Solved – From the Perceptron rule to Gradient Descent: How are Perceptrons with a sigmoid activation function different from Logistic Regression

classificationgradient descentlogisticneural networksperceptron

Essentially, my question is that in multilayer Perceptrons, perceptrons are used with a sigmoid activation function. So that in the update rule $\hat{y}$ is calculated as

$$\hat{y} = \frac{1}{1+\exp(-\mathbf{w}^T\mathbf{x}_i)}$$

How does this "sigmoid" Perceptron differ from a logistic regression then?

I would say that a single-layer sigmoid perceptron is equivalent to a logistic regression in the sense that both use $\hat{y} = \frac{1}{1+\exp(-\mathbf{w}^T\mathbf{x}_i)}$ in the update rule. Also, both return $\operatorname{sign}(\hat{y} = \frac{1}{1+\exp(-\mathbf{w}^T\mathbf{x}_i)})$ in the prediction. However, in multilayer perceptrons, the sigmoid activation function is used to return a probability, not an on off signal in contrast to logistic regression and a single-layer perceptron.

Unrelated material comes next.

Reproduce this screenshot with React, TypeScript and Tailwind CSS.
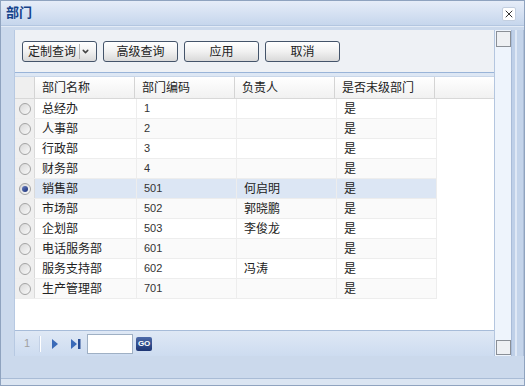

I think the usage of the term "Perceptron" may be a little bit ambiguous, so let me provide some background based on my current understanding about single-layer perceptrons:

Classic perceptron rule

Firstly, the classic perceptron by F. Rosenblatt where we have a step function:

$$\Delta w_d = \eta(y_{i} – \hat{y_i})x_{id} \quad\quad y_{i}, \hat{y_i} \in \{-1,1\}$$

to update the weights

$$w_k := w_k + \Delta w_k \quad \quad (k \in \{1, …, d\})$$

So that $\hat{y}$ is calculated as

$$\hat{y} = \operatorname{sign}(\mathbf{w}^T\mathbf{x}_i) = \operatorname{sign}(w_0 + w_1x_{i1} + … + w_dx_{id})$$

Gradient Descent

Using gradient descent, we optimize (minimize) the cost function

$$J(\mathbf{w}) = \sum_{i} \frac{1}{2}(y_i – \hat{y_i})^2 \quad \quad y_i,\hat{y_i} \in \mathbb{R}$$

where we have "real" numbers, so I see this basically analogous to linear regression with the difference that our classification output is thresholded.

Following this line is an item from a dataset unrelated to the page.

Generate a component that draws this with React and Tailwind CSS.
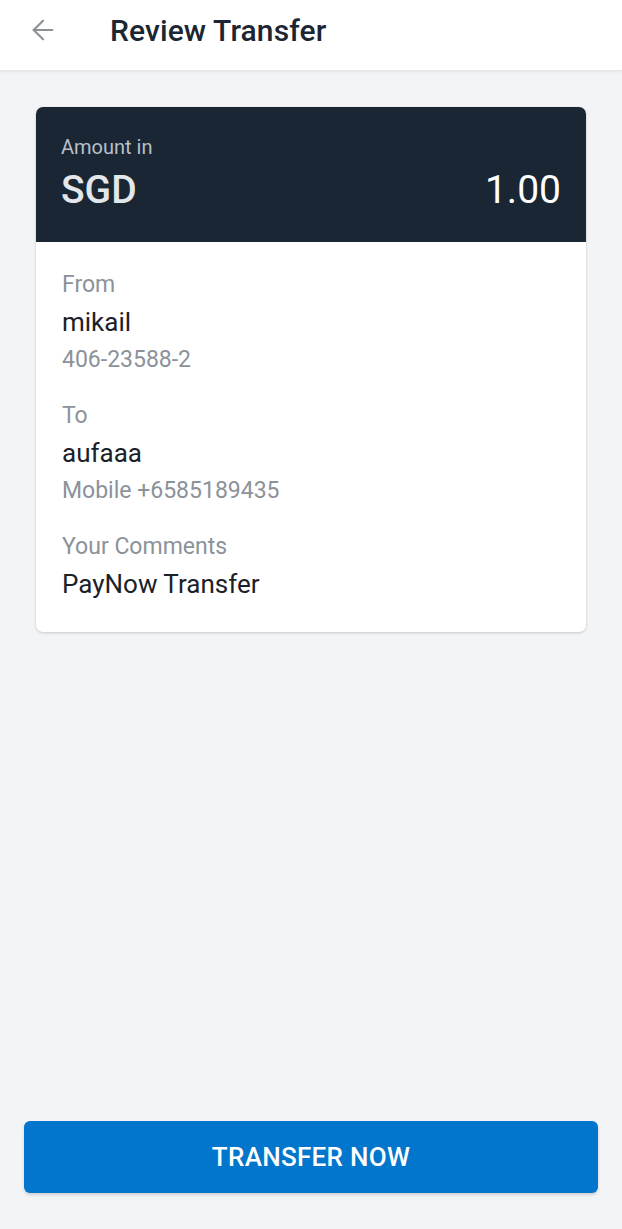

Here, we take a step into the negative direction of the gradient when we update the weights

$$\Delta w_k = – \eta \frac{\partial J}{\partial w_k} = – \eta \sum_i (y_i – \hat{y_i})(- x_{ik}) = \eta \sum_i (y_i – \hat{y_i})x_{ik}$$

But here, we have $\hat{y} = \mathbf{w}^T\mathbf{x}_i$ instead of $\hat{y} = \operatorname{sign}(\mathbf{w}^T\mathbf{x}_i)$

$$w_k := w_k + \Delta w_k \quad \quad (k \in \{1, …, d\})$$

Also, we calculate the sum of squared errors for a complete pass over the entire training dataset (in the batch learning mode) in contrast to the classic perceptron rule which updates the weights as new training samples arrive (analog to stochastic gradient descent — online learning).

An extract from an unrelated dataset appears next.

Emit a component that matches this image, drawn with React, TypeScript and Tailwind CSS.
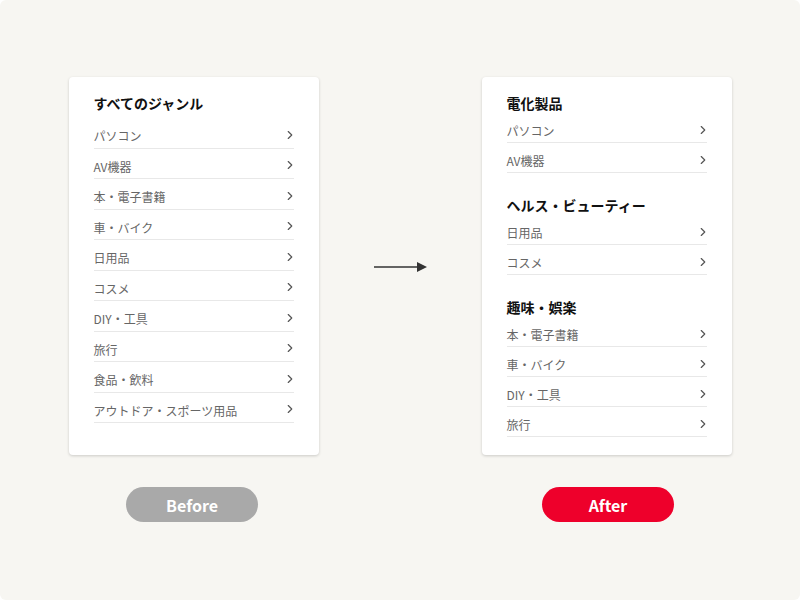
import { ChevronRight } from 'lucide-react';

type Section = { title: string; items: string[] };

const before: Section[] = [
  {
    title: 'すべてのジャンル',
    items: [
      'パソコン',
      'AV機器',
      '本・電子書籍',
      '車・バイク',
      '日用品',
      'コスメ',
      'DIY・工具',
      '旅行',
      '食品・飲料',
      'アウトドア・スポーツ用品',
    ],
  },
];

const after: Section[] = [
  { title: '電化製品', items: ['パソコン', 'AV機器'] },
  { title: 'ヘルス・ビューティー', items: ['日用品', 'コスメ'] },
  { title: '趣味・娯楽', items: ['本・電子書籍', '車・バイク', 'DIY・工具', '旅行'] },
];

function Row({ label, tight }: { label: string; tight?: boolean }) {
  return (
    <li
      className={`flex items-center justify-between border-b border-[#e8e8e8] pt-[8px] text-[12px] leading-[20px] text-[#666] ${
        tight ? 'pb-[1px]' : 'pb-[1.5px]'
      }`}
    >
      <span>{label}</span>
      <ChevronRight size={14} strokeWidth={2} className="mr-[-3px] mt-[-3px] text-[#555]" />
    </li>
  );
}

function Card({ sections, tight }: { sections: Section[]; tight?: boolean }) {
  return (
    <div className="h-[378px] w-[250px] rounded-[4px] bg-white px-[25px] pt-[15px] shadow-[0_1px_3px_rgba(0,0,0,0.18)]">
      {sections.map((s, i) => (
        <section key={s.title} className={i > 0 ? 'mt-[21px]' : ''}>
          <h2 className={`text-[14px] font-bold leading-[22px] text-[#111] ${tight ? 'mb-[-1px]' : 'mb-[4px]'}`}>
            {s.title}
          </h2>
          <ul>
            {s.items.map((item) => (
              <Row key={item} label={item} tight={tight} />
            ))}
          </ul>
        </section>
      ))}
    </div>
  );
}

export default function App() {
  return (
    <div
      className="h-[600px] w-[800px] overflow-hidden rounded-[6px] bg-[#f7f6f2] pt-[77px]"
      style={{ fontFamily: '"Noto Sans CJK JP", "Noto Sans", sans-serif' }}
    >
      <div className="flex items-center justify-center gap-[55px]">
        <Card sections={before} />
        <svg width="53" height="12" viewBox="0 0 53 12" className="mt-[2px] shrink-0">
          <line x1="0" y1="6" x2="45" y2="6" stroke="#333" strokeWidth="1.6" />
          <path d="M43 1 L53 6 L43 11 Z" fill="#333" />
        </svg>
        <Card sections={after} tight />
      </div>
      <div className="mt-[32px] flex justify-center gap-[284px]">
        <div className="flex h-[35px] w-[132px] items-center justify-center rounded-full bg-[#a9a9a9] text-[16px] font-bold text-white">
          Before
        </div>
        <div className="flex h-[35px] w-[132px] items-center justify-center rounded-full bg-[#ee002b] text-[16px] font-bold text-white">
          After
        </div>
      </div>
    </div>
  );
}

Sigmoid activation function

Now, here is my question:

In multilayer Perceptrons, perceptrons are used with a sigmoid activation function. So that in the update rule $\hat{y}$ is calculated as

$$\hat{y} = \frac{1}{1+\exp(-\mathbf{w}^T\mathbf{x}_i)}$$

How does this "sigmoid" Perceptron differ from a logistic regression then?

Best Answer

Using gradient descent, we optimize (minimize) the cost function

$$J(\mathbf{w}) = \sum_{i} \frac{1}{2}(y_i - \hat{y_i})^2 \quad \quad y_i,\hat{y_i} \in \mathbb{R}$$

If you minimize the mean squared error, then it's different from logistic regression. Logistic regression is normally associated with the cross entropy loss, here is an introduction page from the scikit-learn library.


(I'll assume multilayer perceptrons are the same thing called neural networks.)

If you used the cross entropy loss (with regularization) for a single-layer neural network, then it's going to be the same model (log-linear model) as logistic regression. If you use a multi-layer network instead, it can be thought of as logistic regression with parametric nonlinear basis functions.


However, in multilayer perceptrons, the sigmoid activation function is used to return a probability, not an on off signal in contrast to logistic regression and a single-layer perceptron.

The output of both logistic regression and neural networks with sigmoid activation function can be interpreted as probabilities. As the cross entropy loss is actually the negative log likelihood defined through the Bernoulli distribution.